With this approach, we will need a custom way to add such two arrays:
// Add two arrays of the same size (size)
// Each array is a representation of a natural number
// The returned array will have the size of (size + 1) elements
private static int[] addTwoArrays(int[] arr1, int[] arr2) {
int size = arr1.length;
int[] arrTotal = new int[size + 1];
for (int i = 0; i < size; i++) {
arrTotal[i] = 0;
}
int remaider = 0;
for (int i = size - 1; i >= 0; i--) {
int temp = arr1[i] + arr2[i] + remaider;
arrTotal[i + 1] = temp % 10;
remaider = temp / 10;
}
arrTotal[0] = remaider;
return arrTotal;
}
Now we can combine this 'array approach' and iterative approach to calculate an Fibonacci with the number of digits can be 100 or more:
private static int[] getFibArray(int n, int size) {
// Return F(n) in the form of an array, with (size + 1) elements
int[] fibArr1 = new int[size];
int[] fibArr2 = new int[size];
int[] fibResultArr = new int [size + 1];
// Initially set up
for (int i = 0; i < size; i++) {
fibArr1[i] = fibArr2[i] = fibResultArr[i] = 0;
}
if (n == 0) {
// return fibArr1;
return (addTwoArrays(fibArr1, fibArr1));
}
if (n == 1) {
fibArr2[size - 1] = 1;
// return fibArr2;
return (addTwoArrays(fibArr1, fibArr2));
}
/*
// Do the Recursive way
fibResultArr = addTwoArrays(getFibArray(n - 1, size - 1),
getFibArray(n - 2, size - 1));
*/
// Do the Iterative way
fibArr2[size - 1] = 1;
for (int i = 0; i < n - 1; i++) {
fibResultArr = addTwoArrays(fibArr1, fibArr2);
fibArr1 = fibArr2;
int[] fibArr2Temp = new int[fibArr2.length];
for (int j = 0; j < fibArr2.length; j++) {
fibArr2Temp[j] = fibResultArr[j + 1];
}
fibArr2 = fibArr2Temp;
}
return fibResultArr;
}
Extra task:
This is a program assigment asks to find the biggest number thas has less than, 100 digits, for example.
Plan: We will write a function getBiggestFib(int size) that returns a String representation of the biggest Fibonacci number that has less than size digits.
We already have the function getFibArray(int n, int size) that returns a F(n) in the form of an array with size + 1 elements.
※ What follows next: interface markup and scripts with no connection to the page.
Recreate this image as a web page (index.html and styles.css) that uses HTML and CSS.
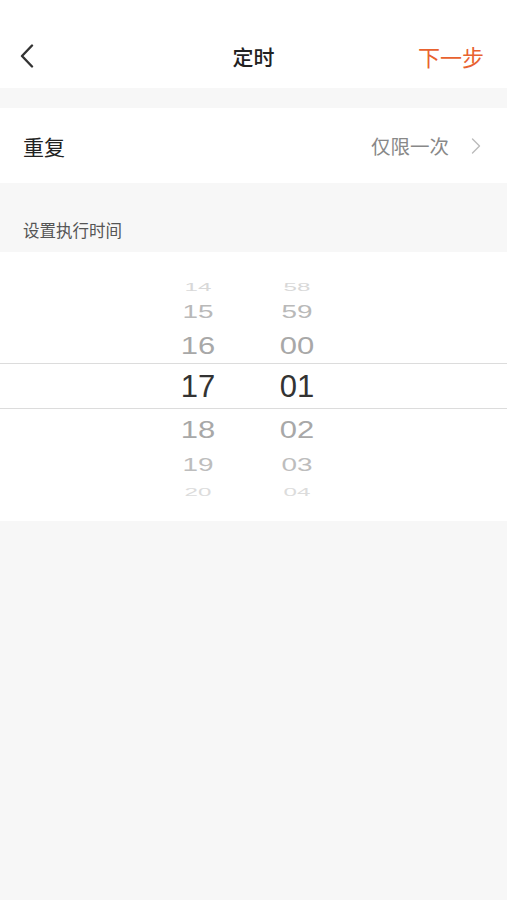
FILE: index.html
```html
<!DOCTYPE html>
<html lang="zh">
<head>
<meta charset="utf-8">
<title>定时</title>
<link rel="stylesheet" href="styles.css">
</head>
<body>
<div class="page">
  <header class="nav">
    <span class="back">
      <svg width="14" height="24" viewBox="0 0 14 24"><path d="M12 1.5 L2 12 L12 22.5" fill="none" stroke="#333" stroke-width="2.4" stroke-linecap="round" stroke-linejoin="round"/></svg>
    </span>
    <span class="title">定时</span>
    <span class="next">下一步</span>
  </header>

  <div class="gap"></div>

  <div class="row">
    <span class="row-label">重复</span>
    <span class="row-value">仅限一次</span>
    <svg class="chev" width="10" height="16" viewBox="0 0 10 16"><path d="M1.5 1 L8.5 8 L1.5 15" fill="none" stroke="#bbb" stroke-width="1.4" stroke-linecap="round" stroke-linejoin="round"/></svg>
  </div>

  <div class="section-label">设置执行时间</div>

  <div class="picker">
    <div class="cols r14"><span>14</span><span>58</span></div>
    <div class="cols r15"><span>15</span><span>59</span></div>
    <div class="cols r16"><span>16</span><span>00</span></div>
    <div class="cols sel"><span>17</span><span>01</span></div>
    <div class="cols r18"><span>18</span><span>02</span></div>
    <div class="cols r19"><span>19</span><span>03</span></div>
    <div class="cols r20"><span>20</span><span>04</span></div>
  </div>
</div>
</body>
</html>
```

FILE: styles.css
```css
* { box-sizing: border-box; }
html, body { margin: 0; padding: 0; }
body {
  background: #f7f7f7;
  font-family: "Noto Sans CJK SC", "Liberation Sans", sans-serif;
}
.page { min-height: 900px; background: #f7f7f7; }

.nav {
  height: 88px;
  background: #fff;
  padding: 24px 23px 0 20px;
  display: flex;
  align-items: center;
  justify-content: space-between;
  position: relative;
}
.nav > * { height: 64px; display: flex; align-items: center; }
.back { width: 60px; }
.title {
  font-size: 21px;
  font-weight: 500;
  color: #222;
  position: absolute;
  left: 50%;
  transform: translateX(-50%);
  top: 24px;
}
.next {
  font-size: 22px;
  color: #e8622f;
}

.gap { height: 20px; }

.row {
  height: 75px;
  background: #fff;
  display: flex;
  align-items: center;
  padding: 0 26px 0 23px;
}
.row-label { font-size: 21px; color: #222; flex: 1; }
.row-value { font-size: 19.5px; color: #888; margin-right: 22px; }
.chev { display: block; }

.section-label {
  height: 69px;
  padding: 36px 0 0 23px;
  font-size: 16.5px;
  color: #555;
  line-height: 22px;
}

.picker {
  background: #fff;
  padding: 20px 0 20px 0;
  display: flex;
  flex-direction: column;
  font-family: "Liberation Sans", Arial, sans-serif;
  font-size: 31px;
}
.cols {
  display: grid;
  grid-template-columns: 80px 80px;
  column-gap: 19px;
  padding-left: 158px;
  align-items: center;
}
.cols span {
  text-align: center;
  display: block;
  line-height: 1;
}
.r14 { height: 24px; color: #d8d8d8; padding-bottom: 7px; }
.r14 span { transform: scale(0.78, 0.38); }
.r15 { height: 28px; color: #b9b9b9; padding-bottom: 2px; }
.r15 span { transform: scale(0.9, 0.58); }
.r16 { height: 39px; color: #a8a8a8; padding-top: 4px; }
.r16 span { transform: scale(1, 0.8); }
.sel {
  height: 46px;
  color: #333;
  border-top: 1px solid #dcdcdc;
  border-bottom: 1px solid #dcdcdc;
}
.r18 { height: 40px; color: #a8a8a8; }
.r18 span { transform: scale(1, 0.8); }
.r19 { height: 28px; color: #bdbdbd; padding-bottom: 2px; }
.r19 span { transform: scale(0.9, 0.58); }
.r20 { height: 24px; color: #dcdcdc; padding-bottom: 6px; }
.r20 span { transform: scale(0.78, 0.38); }
```
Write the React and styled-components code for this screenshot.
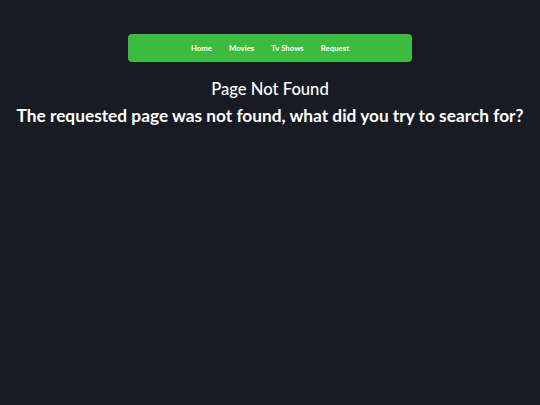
import styled, { createGlobalStyle } from 'styled-components';

const GlobalStyle = createGlobalStyle`
    html, body {
        margin: 0;
        padding: 0;
        background: #181b23;
        height: 100%;
    }
    #root {
        min-height: 100vh;
    }
`;

const links = ["Home", "Movies", "Tv Shows", "Request"];

function App() {
    return (
        <Page>
            <GlobalStyle />
            <NavBar>
                {links.map((l) => (
                    <NavLink key={l} href="#">{l}</NavLink>
                ))}
            </NavBar>
            <Title>Page Not Found</Title>
            <Message>The requested page was not found, what did you try to search for?</Message>
        </Page>
    );
}

export default App;

const Page = styled.div`
    display: flex;
    flex-direction: column;
    align-items: center;
    padding-top: 34px;
    font-family: "Comic Sans MS", "Lato", sans-serif;
    color: #fff;
`;

const NavBar = styled.nav`
    width: 284px;
    height: 28px;
    box-sizing: border-box;
    background: #3dbb3f;
    border-radius: 4px;
    display: flex;
    justify-content: center;
    align-items: center;
    gap: 17px;
`;

const NavLink = styled.a`
    color: #fff;
    text-decoration: none;
    font-size: 7.8px;
    font-weight: 700;
`;

const Title = styled.h1`
    margin: 16px 0 0;
    font-size: 16.6px;
    font-weight: 500;
    line-height: 22px;
`;

const Message = styled.h2`
    margin: 5px 0 0;
    font-size: 17.3px;
    font-weight: 700;
    line-height: 22px;
    white-space: nowrap;
`;
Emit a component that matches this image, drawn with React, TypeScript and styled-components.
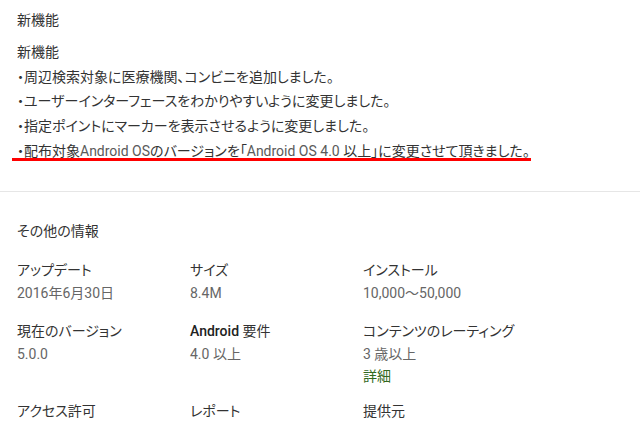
import React from "react";
import styled, { createGlobalStyle } from "styled-components";

const Global = createGlobalStyle`
  html, body { margin: 0; padding: 0; background: #fff; }
  body {
    font-family: Roboto, "Noto Sans CJK JP", sans-serif;
    font-size: 14px;
    color: #333;
    font-feature-settings: "palt";
  }
`;

const Page = styled.div`
  width: 640px;
  height: 427px;
  overflow: hidden;
  background: #fff;
`;

const Section = styled.section<{ $pt: number; $pb: number }>`
  padding: ${(p) => p.$pt}px 17px ${(p) => p.$pb}px;
`;

const Heading = styled.h2`
  margin: 0;
  font-size: 14px;
  font-weight: 400;
  line-height: 20px;
  color: #333;
`;

const Notes = styled.div`
  margin-top: 10px;
  display: flex;
  flex-direction: column;
`;

const NoteLine = styled.div<{ $marked?: boolean }>`
  line-height: 24.7px;
  height: 24.7px;
  white-space: nowrap;
  color: #333;
  position: relative;
  ${(p) =>
    p.$marked &&
    `&::after {
      content: "";
      position: absolute;
      left: -5px;
      width: 519px;
      top: 19px;
      height: 3px;
      background: #ff0000;
    }`}
`;

const Latin = styled.span`
  color: #5a5a5a;
`;

const Divider = styled.hr`
  margin: 0;
  border: 0;
  border-top: 1px solid #e6e6e6;
`;

const Grid = styled.div`
  margin-top: 18px;
  display: grid;
  grid-template-columns: 173px 173px 173px;
  row-gap: 14px;
`;

const Cell = styled.div`
  display: flex;
  flex-direction: column;
  min-height: 47px;
`;

const Label = styled.div`
  line-height: 23px;
  color: #333;
  white-space: nowrap;
`;

const Value = styled.div`
  line-height: 23px;
  color: #666;
  white-space: nowrap;
`;

const Strong = styled.span`
  font-weight: 500;
  color: #222;
`;

const Link = styled.div`
  line-height: 20px;
  color: #33691e;
`;

export default function App() {
  return (
    <Page>
      <Global />
      <Section $pt={10} $pb={28}>
        <Heading>新機能</Heading>
        <Notes>
          <NoteLine>新機能</NoteLine>
          <NoteLine>・周辺検索対象に医療機関、コンビニを追加しました。</NoteLine>
          <NoteLine>・ユーザーインターフェースをわかりやすいように変更しました。</NoteLine>
          <NoteLine>・指定ポイントにマーカーを表示させるように変更しました。</NoteLine>
          <NoteLine $marked>
            ・配布対象<Latin>Android OS</Latin>のバージョンを「<Latin>Android OS 4.0</Latin> 以上」に変更させて頂きました。
          </NoteLine>
        </Notes>
      </Section>
      <Divider />
      <Section $pt={29} $pb={0}>
        <Heading>その他の情報</Heading>
        <Grid>
          <Cell>
            <Label>アップデート</Label>
            <Value>2016年6月30日</Value>
          </Cell>
          <Cell>
            <Label>サイズ</Label>
            <Value>8.4M</Value>
          </Cell>
          <Cell>
            <Label>インストール</Label>
            <Value>10,000～50,000</Value>
          </Cell>
          <Cell>
            <Label>現在のバージョン</Label>
            <Value>5.0.0</Value>
          </Cell>
          <Cell>
            <Label>
              <Strong>Android</Strong> 要件
            </Label>
            <Value>4.0 以上</Value>
          </Cell>
          <Cell>
            <Label>コンテンツのレーティング</Label>
            <Value>3 歳以上</Value>
            <Link>詳細</Link>
          </Cell>
          <Cell>
            <Label>アクセス許可</Label>
          </Cell>
          <Cell>
            <Label>レポート</Label>
          </Cell>
          <Cell>
            <Label>提供元</Label>
          </Cell>
        </Grid>
      </Section>
    </Page>
  );
}
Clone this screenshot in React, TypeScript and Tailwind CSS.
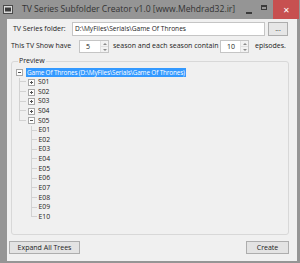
import React from 'react';

const font = { fontFamily: '"Open Sans", "Noto Sans", sans-serif' };

function Spinner({ value, width }: { value: string; width: string }) {
  return (
    <div className={`flex h-[13px] ${width} items-center border border-[#c5c5c5] bg-white`}>
      <span className="flex-1 pl-[6px] text-[7px] leading-none text-[#222]">{value}</span>
      <div className="flex h-full w-[8px] flex-col border-l border-[#e0e0e0] bg-[#f2f2f2]">
        <div className="flex flex-1 items-center justify-center border-b border-[#e0e0e0]">
          <span className="block h-0 w-0 border-x-[2px] border-b-[2px] border-x-transparent border-b-[#8a8a8a]" />
        </div>
        <div className="flex flex-1 items-center justify-center">
          <span className="block h-0 w-0 border-x-[2px] border-t-[2px] border-x-transparent border-t-[#8a8a8a]" />
        </div>
      </div>
    </div>
  );
}

function ExpandBox({ open }: { open: boolean }) {
  return (
    <svg width="7" height="7" viewBox="0 0 7 7" className="block">
      <rect x="0.5" y="0.5" width="6" height="6" fill="#fff" stroke="#a8a8a8" />
      <line x1="2" y1="3.5" x2="5" y2="3.5" stroke="#555" />
      {!open && <line x1="3.5" y1="2" x2="3.5" y2="5" stroke="#555" />}
    </svg>
  );
}

// one indent cell of the tree: vertical line (full or top half) plus a stub to the right
function Cell({ v, stub }: { v?: 'full' | 'half'; stub?: boolean }) {
  return (
    <div className="flex h-full w-[11.5px] shrink-0 flex-col">
      <div className="flex h-1/2">
        <div className={`w-[6px] ${v ? 'border-r border-[#d2d2d2]' : ''}`} />
        <div className={`w-[5.5px] ${stub ? 'border-b border-[#d2d2d2]' : ''}`} />
      </div>
      <div className="flex h-1/2">
        <div className={`w-[6px] ${v === 'full' ? 'border-r border-[#d2d2d2]' : ''}`} />
      </div>
    </div>
  );
}

function BoxCell({ open }: { open: boolean }) {
  return (
    <div className="flex h-full w-[11.5px] shrink-0 items-center justify-center">
      <ExpandBox open={open} />
    </div>
  );
}

export default function App() {
  const seasons = ['S01', 'S02', 'S03', 'S04'];
  const episodes = ['E01', 'E02', 'E03', 'E04', 'E05', 'E06', 'E07', 'E08', 'E09', 'E10'];

  return (
    <div className="flex h-[263px] w-[300px] flex-col whitespace-nowrap bg-[#959595]" style={font}>
      {/* title bar */}
      <div className="flex h-[19px] shrink-0 items-center">
        <svg width="10" height="9" viewBox="0 0 10 9" className="ml-[3px] shrink-0">
          <rect x="0.5" y="0.5" width="9" height="8" fill="#d8d8d8" stroke="#4a4a4a" />
          <rect x="2" y="2.5" width="6" height="4" fill="#3c3c3c" />
        </svg>
        <span className="ml-[9px] text-[8.6px] leading-none text-[#333]">
          TV Series Subfolder Creator v1.0 [www.Mehdrad32.ir]
        </span>
        <div className="flex-1" />
        <div className="mt-[6px] h-[2px] w-[6px] shrink-0 bg-[#3a3a3a]" />
        <div className="-mt-[4px] ml-[9px] h-[5px] w-[6px] shrink-0 border border-t-2 border-[#3a3a3a]" />
        <div className="ml-[6px] flex h-[19px] w-[26px] shrink-0 items-center justify-center self-start bg-[#c75050] text-[8px] leading-none text-white">
          ✕
        </div>
        <div className="w-[1px] shrink-0" />
      </div>

      {/* body */}
      <div className="mb-[2px] ml-[7px] mr-[3px] flex flex-1 flex-col bg-[#f0f0f0] text-[7px] text-[#222]">
        <div className="mt-[3px] flex h-[14px] items-center">
          <span className="w-[65px] pl-[6px]">TV Series folder:</span>
          <div className="flex h-full w-[193px] items-center overflow-hidden border border-[#c5c5c5] bg-white pl-[2px] text-[6.6px]">
            D:\MyFiles\Serials\Game Of Thrones
          </div>
          <div className="ml-[3px] flex h-[14px] w-[20px] items-center justify-center border border-[#adadad] bg-[#e6e6e6] text-[7px]">
            ...
          </div>
        </div>

        <div className="mt-[4px] flex h-[13px] items-center pl-[4px]">
          <span className="w-[68px]">This TV Show have</span>
          <Spinner value="5" width="w-[30px]" />
          <span className="ml-[4px] w-[107px]">season and each season contain</span>
          <Spinner value="10" width="w-[29px]" />
          <span className="ml-[6px]">episodes.</span>
        </div>

        <fieldset className="ml-[4px] mt-[3px] h-[179px] w-[278px] rounded-[3px] border border-[#d8d8d8] pl-[2px]">
          <legend className="ml-[4px] px-[1px] leading-[10px]">Preview</legend>
          <div className="mt-[2px] flex flex-col text-[6.8px] leading-none">
            <div className="flex h-[9.63px] items-center">
              <BoxCell open />
              <span className="ml-[0.5px] flex h-[9px] items-center bg-[#3399ff] px-[1px] text-[6.4px] tracking-[-0.15px] text-white">
                Game Of Thrones (D:\MyFiles\Serials\Game Of Thrones)
              </span>
            </div>
            {seasons.map((s) => (
              <div key={s} className="flex h-[9.63px] items-center">
                <Cell v="full" stub />
                <BoxCell open={false} />
                <span className="ml-[1px]">{s}</span>
              </div>
            ))}
            <div className="flex h-[9.63px] items-center">
              <Cell v="half" stub />
              <BoxCell open />
              <span className="ml-[1px]">S05</span>
            </div>
            {episodes.map((e, i) => (
              <div key={e} className="flex h-[9.63px] items-center">
                <Cell />
                <Cell v={i === episodes.length - 1 ? 'half' : 'full'} stub />
                <span className="ml-[1.5px]">{e}</span>
              </div>
            ))}
          </div>
        </fieldset>

        <div className="mt-[6px] flex items-center">
          <button className="ml-[2px] h-[13px] w-[71px] border border-[#adadad] bg-[#e3e3e3] text-[7px] leading-none text-[#222]">
            Expand All Trees
          </button>
          <div className="flex-1" />
          <button className="mr-[8px] h-[13px] w-[43px] border border-[#adadad] bg-[#e3e3e3] text-[7px] leading-none text-[#222]">
            Create
          </button>
        </div>
      </div>
    </div>
  );
}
Use this returned Fibonacci number, we can transform it into a String and remove leading zeros appropriately.
Remove leading zeros:
private static String removeLeadingZeros(String s) {
// "0" returns "0", "0012" returns "12"
if (s.length() < 2)
return s;
int i;
for (i = 0; i < s.length() - 1; i++) {
char c = s.charAt(i);
if (c != '0')
break;
}
if (i == 0) {
return s;
}
return s.substring(i);
}
All the supported functions have been finished. Now to find that 'biggest' F(n). This might not be the best way to do, but I find it easy to follow. The idea is to find the 'smallest' F(n) that has size - 1 digits and the 'smallest' F(n) that has size digits. Then find that specific F(n) in this range.
private static String getBiggestFib(int size) {
// Return the biggest F(n) that has less than (size) character.
String result = "";
int n = 0; // could have started with a 'near' value, such as 400
int[] fib; // getFibArray(n, size) has (size + 1) = 99 digits
if (size == 2)
return "8";
while (true) {
fib = getFibArray(n, size - 2);
if (fib[0] != 0)
break;
n++;
}
int low = n;
// System.out.println("Low index is: " + low);
// low = 472 = min F(n) that has 99 digits
int[] fibAbove;
while (true) {
fibAbove = getFibArray(n, size - 1);
if (fibAbove[0] != 0)
break;
n++;
}
int high = n;
// System.out.println("High index is: " + high);
// high = 477 = min F(n) that has 100 digits
for (int i = low; i <= high; i++) {
int[] f = getFibArray(i, size - 1);
if (getStringOfIntArrayNum(f).length() >= size) {
n = i - 1; // right before i that makes F(n) 100 digits
break;
}
}
result = getStringOfIntArrayNum(getFibArray(n, size - 1));
return result;
}
Note
This is a program assignment in the 'Design and Analysis of Algorithms' class, so related Java APIs, such as BigNum, was not used.